Solution Models for Binary Components of Significantly Different Molecular Sizes

Abstract

As a solution theory, Raoult’s law is commonly used to estimate the activities of solutes and solvents of comparable molecular sizes while the Flory–Huggins (F–H) model is used for the activities of small liquids in high polymers. For a great many systems where the solute and solvent differ only moderately in molecular size (e.g., by 4–10 times), there has been no confirmed choice of a preferred model; examples of such systems are those of ordinary organic compounds in liquid triolein (MW = 885.4 g·mol−1) and poly(propylene glycol) (PPG) (MW = ~1,000 g·mol−1). The observed nearly athermal solubilities of many nonpolar organic solids in these solvents provide unique experimental data to examine the merit of a solution model. As found, Raoult’s law underestimates widely, and the F–H model underestimates slightly, the solid solubilities in triolein and PPG because these models underestimate the solution entropy for these solute–solvent pairs.
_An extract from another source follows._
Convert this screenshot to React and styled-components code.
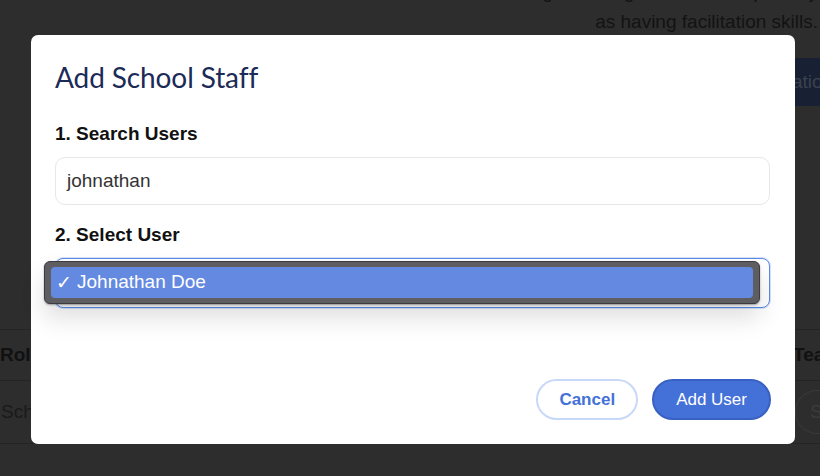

To rectify this problem, the molecular segments of a large sized liquid solvent (e.g., triolein) are assumed to act as independent mixing units to increase the solute–solvent mixing entropy. This adjustment leads to a modified F–H model in which the “ideal” or “athermal” solubility of a solid in volume fraction, at a particular temperature, is equal to the solid’s activity at that temperature. Results from other studies give further support for the modified F–H model to interpret the partition data of compounds with organic solvents.